Note the method type and that the output file does not contain the “return_period” wildcard when printing the method.
In [9]: from hydroflows.methods.dummy import CombineDummyEvents
# initialize a method
In [10]: method = CombineDummyEvents(
....: model_out_ncs="model/{return_period}/output.nc",
....: output_dir="output"
....: )
....:
# inspect the method
In [11]: print(method)
ReduceMethod(
name=combine_dummy_events
input=(model_out_ncs=[PosixPath('model/{return_period}/output.nc')])
output=(combined_out_nc=PosixPath('output/events_combined.nc'))
params=(output_dir=PosixPath('output'))
)
Using python scripts as methods#
To make full use of the HydroFlows methods, these should be implemented following the HydroFlows Method
api, see also Create a custom methods (advanced) section.

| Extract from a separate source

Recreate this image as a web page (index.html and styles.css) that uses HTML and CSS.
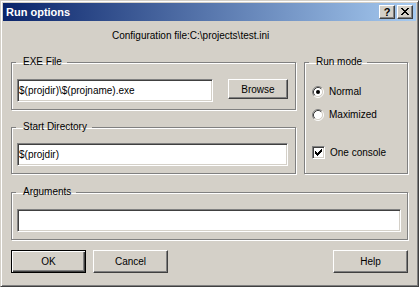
FILE: index.html
```html
<!DOCTYPE html>
<html lang="en">
<head>
    <meta charset="UTF-8">
    <title>Run options</title>
    <link rel="stylesheet" href="styles.css">
</head>
<body>
    <div class="window">
        <div class="titlebar">
            <span class="title">Run options</span>
            <div class="caption-buttons">
                <button class="caption-btn help-btn">?</button>
                <button class="caption-btn close-btn">
                    <svg width="8" height="7" viewBox="0 0 8 7">
                        <path d="M0 0h2v1h-2z M6 0h2v1h-2z M1 1h2v1h-2z M5 1h2v1h-2z M2 2h4v1h-4z M3 3h2v1h-2z M2 4h4v1h-4z M1 5h2v1h-2z M5 5h2v1h-2z M0 6h2v1h-2z M6 6h2v1h-2z" fill="#000"/>
                    </svg>
                </button>
            </div>
        </div>
        <div class="content">
            <div class="config">Configuration file:C:\projects\test.ini</div>

            <div class="groups">
                <fieldset class="group exe-group">
                    <legend>EXE File</legend>
                    <div class="group-body exe-body">
                        <input class="field exe-field" type="text" value="$(projdir)\$(projname).exe">
                        <button class="btn browse-btn">Browse</button>
                    </div>
                </fieldset>

                <fieldset class="group mode-group">
                    <legend>Run mode</legend>
                    <div class="group-body mode-body">
                        <div class="option">
                            <svg class="radio" width="12" height="12" viewBox="0 0 12 12">
                                <circle cx="6" cy="6" r="4.5" fill="#fff"/>
                                <path d="M2.11 9.89 A5.5 5.5 0 0 1 9.89 2.11" fill="none" stroke="#808080"/>
                                <path d="M9.89 2.11 A5.5 5.5 0 0 1 2.11 9.89" fill="none" stroke="#fff"/>
                                <path d="M2.82 9.18 A4.5 4.5 0 0 1 9.18 2.82" fill="none" stroke="#404040"/>
                                <path d="M9.18 2.82 A4.5 4.5 0 0 1 2.82 9.18" fill="none" stroke="#d4d0c8"/>
                                <circle cx="6" cy="6" r="2" fill="#000"/>
                            </svg>
                            <span>Normal</span>
                        </div>
                        <div class="option">
                            <svg class="radio" width="12" height="12" viewBox="0 0 12 12">
                                <circle cx="6" cy="6" r="4.5" fill="#fff"/>
                                <path d="M2.11 9.89 A5.5 5.5 0 0 1 9.89 2.11" fill="none" stroke="#808080"/>
                                <path d="M9.89 2.11 A5.5 5.5 0 0 1 2.11 9.89" fill="none" stroke="#fff"/>
                                <path d="M2.82 9.18 A4.5 4.5 0 0 1 9.18 2.82" fill="none" stroke="#404040"/>
                                <path d="M9.18 2.82 A4.5 4.5 0 0 1 2.82 9.18" fill="none" stroke="#d4d0c8"/>
                            </svg>
                            <span>Maximized</span>
                        </div>
                        <div class="option check-option">
                            <span class="checkbox">
                                <svg width="11" height="11" viewBox="0 0 11 11">
                                    <path d="M2 4h1v3h-1z M3 5h1v3h-1z M4 6h1v3h-1z M5 5h1v3h-1z M6 4h1v3h-1z M7 3h1v3h-1z M8 2h1v3h-1z" fill="#000"/>
                                </svg>
                            </span>
                            <span>One console</span>
                        </div>
                    </div>
                </fieldset>

                <fieldset class="group dir-group">
                    <legend>Start Directory</legend>
                    <div class="group-body dir-body">
                        <input class="field dir-field" type="text" value="$(projdir)">
                    </div>
                </fieldset>
            </div>

            <fieldset class="group args-group">
                <legend>Arguments</legend>
                <div class="group-body args-body">
                    <input class="field args-field" type="text" value="">
                </div>
            </fieldset>

            <div class="buttons">
                <button class="btn default-btn">OK</button>
                <button class="btn">Cancel</button>
                <button class="btn help-button">Help</button>
            </div>
        </div>
    </div>
</body>
</html>
```

FILE: styles.css
```css
body {
    margin: 0;
    padding: 0;
    background: #d4d0c8;
    font-family: "Liberation Sans", Arial, sans-serif;
    font-size: 10px;
    color: #000;
}
.window {
    width: 419px;
    height: 287px;
    box-sizing: border-box;
    background: #d4d0c8;
    border: 1px solid;
    border-color: #d4d0c8 #404040 #404040 #d4d0c8;
    box-shadow: inset 1px 1px #fff, inset -1px -1px #808080;
    padding: 2px;
    overflow: hidden;
}
.titlebar {
    height: 18px;
    display: flex;
    align-items: center;
    justify-content: space-between;
    padding: 0 3px 0 3px;
    background: linear-gradient(to right, #0a246a, #a6caf0);
}
.title {
    color: #fff;
    font-weight: bold;
    font-size: 11px;
}
.caption-buttons {
    display: flex;
    gap: 2px;
}
.caption-btn {
    width: 16px;
    height: 14px;
    padding: 0;
    margin: 0;
    background: #d4d0c8;
    border: 1px solid;
    border-color: #fff #404040 #404040 #fff;
    box-shadow: inset -1px -1px #808080;
    display: flex;
    align-items: center;
    justify-content: center;
    font-family: "Liberation Sans", Arial, sans-serif;
    font-weight: bold;
    font-size: 11px;
    line-height: 12px;
    color: #000;
}
.close-btn svg {
    display: block;
    margin-top: -1px;
}
.content {
    padding: 9px 8px 0 8px;
}
.config {
    margin-left: 101px;
    line-height: 12px;
    height: 12px;
}
.groups {
    margin-top: 14px;
    display: grid;
    grid-template-columns: 285px 104px;
    column-gap: 8px;
    row-gap: 11px;
}
.group {
    margin: 0;
    padding: 0;
    min-width: 0;
    border: 1px solid #808080;
    box-shadow: 1px 1px 0 #fff, inset 1px 1px 0 #fff;
}
.group legend {
    margin-left: 4px;
    padding: 0 5px 0 7px;
    line-height: 12px;
    height: 12px;
}
.exe-group {
    grid-column: 1;
    grid-row: 1;
}
.dir-group {
    grid-column: 1;
    grid-row: 2;
}
.mode-group {
    grid-column: 2;
    grid-row: 1 / 3;
}
.exe-body {
    display: flex;
    align-items: flex-start;
    gap: 15px;
    padding: 11px 7px 7px 5px;
}
.dir-body {
    padding: 10px 7px 7px 5px;
}
.mode-body {
    padding: 12px 0 0 7px;
}
.args-group {
    margin-top: 12px;
}
.args-body {
    padding: 11px 6px 7px 5px;
}
.field {
    display: block;
    box-sizing: border-box;
    height: 23px;
    margin: 0;
    padding: 0 1px;
    background: #fff;
    border: 1px solid;
    border-color: #808080 #fff #fff #808080;
    box-shadow: inset 1px 1px #404040, inset -1px -1px #d4d0c8;
    font-family: "Liberation Sans", Arial, sans-serif;
    font-size: 10px;
    color: #000;
    outline: none;
}
.exe-field {
    width: 196px;
}
.dir-field {
    width: 271px;
}
.args-field {
    width: 384px;
}
.option {
    display: flex;
    align-items: center;
    gap: 5px;
    height: 23px;
}
.radio {
    display: block;
    flex: none;
}
.check-option {
    margin-top: 15px;
}
.checkbox {
    width: 13px;
    height: 13px;
    box-sizing: border-box;
    flex: none;
    background: #fff;
    border: 1px solid;
    border-color: #808080 #fff #fff #808080;
    box-shadow: inset 1px 1px #404040, inset -1px -1px #d4d0c8;
}
.checkbox svg {
    display: block;
}
.btn {
    box-sizing: border-box;
    width: 75px;
    height: 23px;
    margin: 0;
    padding: 0;
    background: #d4d0c8;
    border: 1px solid;
    border-color: #fff #404040 #404040 #fff;
    box-shadow: inset -1px -1px #808080;
    font-family: "Liberation Sans", Arial, sans-serif;
    font-size: 10px;
    color: #000;
}
.browse-btn {
    width: 60px;
    height: 20px;
}
.default-btn {
    border-color: #000;
    box-shadow: inset 1px 1px #fff, inset -1px -1px #404040, inset -2px -2px #808080;
}
.buttons {
    margin-top: 10px;
    display: flex;
    gap: 7px;
}
.help-button {
    margin-left: auto;
}
```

However, python scripts can directly be added to a workflow using the ScriptMethod
class.
This class does not provide any validation of the input, output, or parameters as their types are not known.
The ScriptMethod class is useful for adding simple scripts to a workflow that do not necessarily need validation.
In [12]: from hydroflows.methods.script import ScriptMethod
# initialize a method
In [13]: script_method = ScriptMethod(
....: script="scripts/my_script.py",
....: input={"input1": "data/input1.tif"},
....: output={"output1": "data/output1.tif"},
....: )
....:
# explore the output files
In [14]: print(script_method)
Method(
name=script_method
input=(script=PosixPath('scripts/my_script.py') input1=PosixPath('data/input1.tif'))
output=(output1=PosixPath('data/output1.tif'))
params=()
)
Note
The ScriptMethod class currently only works well for scripts with hardcoded input and output files and no parameters. In combination with the SnakeMake engine, the ScriptMethod class can be used to pass the input, output, and params to the script using the global snakemake object, see the snakemake documentation for more information.
Define a custom method#
To make full use of the HydroFlows methods, these should be implemented following the HydroFlows Method
api.
More information on how to create a custom method can be found in the Create a custom methods (advanced) section.